• Written problem: Will you transcribe all the entries word for word, skipping the pictures they hold?

── Records supplied

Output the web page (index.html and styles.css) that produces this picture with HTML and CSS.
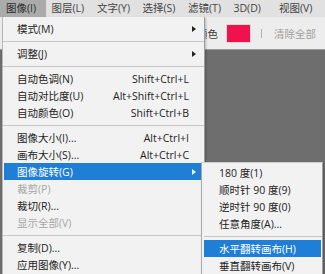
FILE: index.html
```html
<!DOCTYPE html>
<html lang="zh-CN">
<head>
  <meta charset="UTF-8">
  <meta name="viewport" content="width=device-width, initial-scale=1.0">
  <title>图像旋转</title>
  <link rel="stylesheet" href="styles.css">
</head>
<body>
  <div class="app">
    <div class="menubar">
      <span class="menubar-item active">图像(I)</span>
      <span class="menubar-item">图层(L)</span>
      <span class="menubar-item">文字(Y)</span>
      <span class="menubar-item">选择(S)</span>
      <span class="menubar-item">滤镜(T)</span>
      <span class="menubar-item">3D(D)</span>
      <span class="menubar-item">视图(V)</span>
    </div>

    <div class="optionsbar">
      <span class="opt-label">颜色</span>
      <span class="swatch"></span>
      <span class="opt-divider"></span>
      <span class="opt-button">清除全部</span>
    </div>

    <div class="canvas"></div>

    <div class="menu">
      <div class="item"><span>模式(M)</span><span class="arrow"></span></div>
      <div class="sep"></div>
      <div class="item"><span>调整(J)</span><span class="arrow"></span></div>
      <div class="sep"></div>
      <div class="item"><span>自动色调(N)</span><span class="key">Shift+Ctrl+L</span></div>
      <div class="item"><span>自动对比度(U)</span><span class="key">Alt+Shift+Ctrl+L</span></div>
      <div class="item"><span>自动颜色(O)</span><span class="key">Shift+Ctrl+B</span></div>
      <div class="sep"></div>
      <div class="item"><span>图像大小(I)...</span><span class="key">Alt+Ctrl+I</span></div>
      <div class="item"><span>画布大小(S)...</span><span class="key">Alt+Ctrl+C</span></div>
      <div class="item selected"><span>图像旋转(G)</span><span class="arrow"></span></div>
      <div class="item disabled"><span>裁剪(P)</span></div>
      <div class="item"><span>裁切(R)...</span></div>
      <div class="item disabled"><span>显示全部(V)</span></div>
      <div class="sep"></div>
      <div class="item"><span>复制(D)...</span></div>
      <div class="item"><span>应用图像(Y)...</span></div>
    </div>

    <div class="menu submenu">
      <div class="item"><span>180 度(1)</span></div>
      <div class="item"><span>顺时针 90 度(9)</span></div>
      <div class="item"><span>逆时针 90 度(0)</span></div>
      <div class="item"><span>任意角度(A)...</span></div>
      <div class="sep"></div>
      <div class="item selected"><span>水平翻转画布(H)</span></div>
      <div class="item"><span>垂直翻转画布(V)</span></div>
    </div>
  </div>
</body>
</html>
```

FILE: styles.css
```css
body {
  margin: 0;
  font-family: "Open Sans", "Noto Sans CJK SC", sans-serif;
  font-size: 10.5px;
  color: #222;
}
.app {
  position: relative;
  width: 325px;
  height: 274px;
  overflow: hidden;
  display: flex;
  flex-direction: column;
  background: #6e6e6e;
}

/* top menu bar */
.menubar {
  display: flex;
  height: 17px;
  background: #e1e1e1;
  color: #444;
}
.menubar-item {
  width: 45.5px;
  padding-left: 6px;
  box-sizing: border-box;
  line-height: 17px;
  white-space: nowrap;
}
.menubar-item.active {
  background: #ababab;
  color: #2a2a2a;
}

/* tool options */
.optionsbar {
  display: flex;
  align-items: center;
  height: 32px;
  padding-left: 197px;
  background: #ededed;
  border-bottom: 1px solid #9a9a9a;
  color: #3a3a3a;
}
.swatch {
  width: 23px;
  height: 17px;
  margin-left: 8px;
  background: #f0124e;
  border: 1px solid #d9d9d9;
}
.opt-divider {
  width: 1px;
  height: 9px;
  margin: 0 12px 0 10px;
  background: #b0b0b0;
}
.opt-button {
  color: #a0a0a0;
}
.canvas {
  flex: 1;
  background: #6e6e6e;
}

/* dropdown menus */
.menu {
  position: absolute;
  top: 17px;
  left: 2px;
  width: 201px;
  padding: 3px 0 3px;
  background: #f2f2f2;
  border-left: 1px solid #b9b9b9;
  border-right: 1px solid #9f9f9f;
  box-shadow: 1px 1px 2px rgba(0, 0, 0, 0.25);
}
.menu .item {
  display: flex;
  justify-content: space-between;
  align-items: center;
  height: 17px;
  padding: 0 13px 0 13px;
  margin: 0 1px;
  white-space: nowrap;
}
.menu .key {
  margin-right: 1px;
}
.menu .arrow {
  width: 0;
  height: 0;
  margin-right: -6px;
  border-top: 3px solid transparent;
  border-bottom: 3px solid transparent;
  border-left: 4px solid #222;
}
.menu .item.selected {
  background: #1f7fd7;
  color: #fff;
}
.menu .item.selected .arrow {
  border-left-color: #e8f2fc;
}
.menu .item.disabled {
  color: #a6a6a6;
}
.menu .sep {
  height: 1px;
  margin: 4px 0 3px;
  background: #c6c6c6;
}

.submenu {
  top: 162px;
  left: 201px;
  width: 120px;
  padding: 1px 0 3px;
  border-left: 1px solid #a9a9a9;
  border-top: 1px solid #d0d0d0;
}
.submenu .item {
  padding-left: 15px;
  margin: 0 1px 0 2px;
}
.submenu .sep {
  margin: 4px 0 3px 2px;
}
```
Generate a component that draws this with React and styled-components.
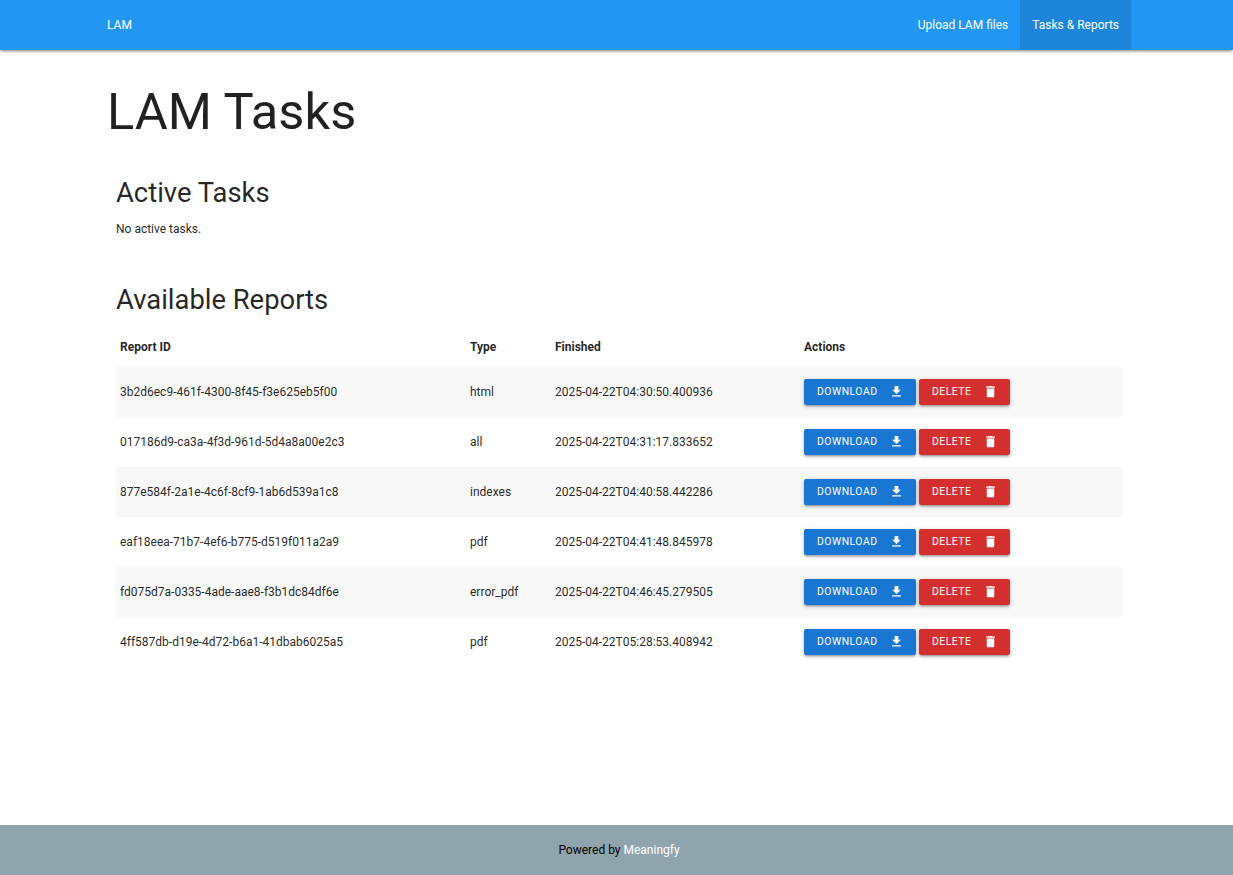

────

• Solution for this exercise:
Output the web page (index.html and styles.css) that produces this picture with HTML and CSS.
FILE: index.html
```html
<!DOCTYPE html>
<html lang="zh-CN">
<head>
  <meta charset="UTF-8">
  <meta name="viewport" content="width=device-width, initial-scale=1.0">
  <title>图像旋转</title>
  <link rel="stylesheet" href="styles.css">
</head>
<body>
  <div class="app">
    <div class="menubar">
      <span class="menubar-item active">图像(I)</span>
      <span class="menubar-item">图层(L)</span>
      <span class="menubar-item">文字(Y)</span>
      <span class="menubar-item">选择(S)</span>
      <span class="menubar-item">滤镜(T)</span>
      <span class="menubar-item">3D(D)</span>
      <span class="menubar-item">视图(V)</span>
    </div>

    <div class="optionsbar">
      <span class="opt-label">颜色</span>
      <span class="swatch"></span>
      <span class="opt-divider"></span>
      <span class="opt-button">清除全部</span>
    </div>

    <div class="canvas"></div>

    <div class="menu">
      <div class="item"><span>模式(M)</span><span class="arrow"></span></div>
      <div class="sep"></div>
      <div class="item"><span>调整(J)</span><span class="arrow"></span></div>
      <div class="sep"></div>
      <div class="item"><span>自动色调(N)</span><span class="key">Shift+Ctrl+L</span></div>
      <div class="item"><span>自动对比度(U)</span><span class="key">Alt+Shift+Ctrl+L</span></div>
      <div class="item"><span>自动颜色(O)</span><span class="key">Shift+Ctrl+B</span></div>
      <div class="sep"></div>
      <div class="item"><span>图像大小(I)...</span><span class="key">Alt+Ctrl+I</span></div>
      <div class="item"><span>画布大小(S)...</span><span class="key">Alt+Ctrl+C</span></div>
      <div class="item selected"><span>图像旋转(G)</span><span class="arrow"></span></div>
      <div class="item disabled"><span>裁剪(P)</span></div>
      <div class="item"><span>裁切(R)...</span></div>
      <div class="item disabled"><span>显示全部(V)</span></div>
      <div class="sep"></div>
      <div class="item"><span>复制(D)...</span></div>
      <div class="item"><span>应用图像(Y)...</span></div>
    </div>

    <div class="menu submenu">
      <div class="item"><span>180 度(1)</span></div>
      <div class="item"><span>顺时针 90 度(9)</span></div>
      <div class="item"><span>逆时针 90 度(0)</span></div>
      <div class="item"><span>任意角度(A)...</span></div>
      <div class="sep"></div>
      <div class="item selected"><span>水平翻转画布(H)</span></div>
      <div class="item"><span>垂直翻转画布(V)</span></div>
    </div>
  </div>
</body>
</html>
```

FILE: styles.css
```css
body {
  margin: 0;
  font-family: "Open Sans", "Noto Sans CJK SC", sans-serif;
  font-size: 10.5px;
  color: #222;
}
.app {
  position: relative;
  width: 325px;
  height: 274px;
  overflow: hidden;
  display: flex;
  flex-direction: column;
  background: #6e6e6e;
}

/* top menu bar */
.menubar {
  display: flex;
  height: 17px;
  background: #e1e1e1;
  color: #444;
}
.menubar-item {
  width: 45.5px;
  padding-left: 6px;
  box-sizing: border-box;
  line-height: 17px;
  white-space: nowrap;
}
.menubar-item.active {
  background: #ababab;
  color: #2a2a2a;
}

/* tool options */
.optionsbar {
  display: flex;
  align-items: center;
  height: 32px;
  padding-left: 197px;
  background: #ededed;
  border-bottom: 1px solid #9a9a9a;
  color: #3a3a3a;
}
.swatch {
  width: 23px;
  height: 17px;
  margin-left: 8px;
  background: #f0124e;
  border: 1px solid #d9d9d9;
}
.opt-divider {
  width: 1px;
  height: 9px;
  margin: 0 12px 0 10px;
  background: #b0b0b0;
}
.opt-button {
  color: #a0a0a0;
}
.canvas {
  flex: 1;
  background: #6e6e6e;
}

/* dropdown menus */
.menu {
  position: absolute;
  top: 17px;
  left: 2px;
  width: 201px;
  padding: 3px 0 3px;
  background: #f2f2f2;
  border-left: 1px solid #b9b9b9;
  border-right: 1px solid #9f9f9f;
  box-shadow: 1px 1px 2px rgba(0, 0, 0, 0.25);
}
.menu .item {
  display: flex;
  justify-content: space-between;
  align-items: center;
  height: 17px;
  padding: 0 13px 0 13px;
  margin: 0 1px;
  white-space: nowrap;
}
.menu .key {
  margin-right: 1px;
}
.menu .arrow {
  width: 0;
  height: 0;
  margin-right: -6px;
  border-top: 3px solid transparent;
  border-bottom: 3px solid transparent;
  border-left: 4px solid #222;
}
.menu .item.selected {
  background: #1f7fd7;
  color: #fff;
}
.menu .item.selected .arrow {
  border-left-color: #e8f2fc;
}
.menu .item.disabled {
  color: #a6a6a6;
}
.menu .sep {
  height: 1px;
  margin: 4px 0 3px;
  background: #c6c6c6;
}

.submenu {
  top: 162px;
  left: 201px;
  width: 120px;
  padding: 1px 0 3px;
  border-left: 1px solid #a9a9a9;
  border-top: 1px solid #d0d0d0;
}
.submenu .item {
  padding-left: 15px;
  margin: 0 1px 0 2px;
}
.submenu .sep {
  margin: 4px 0 3px 2px;
}
```
Generate a component that draws this with React and styled-components.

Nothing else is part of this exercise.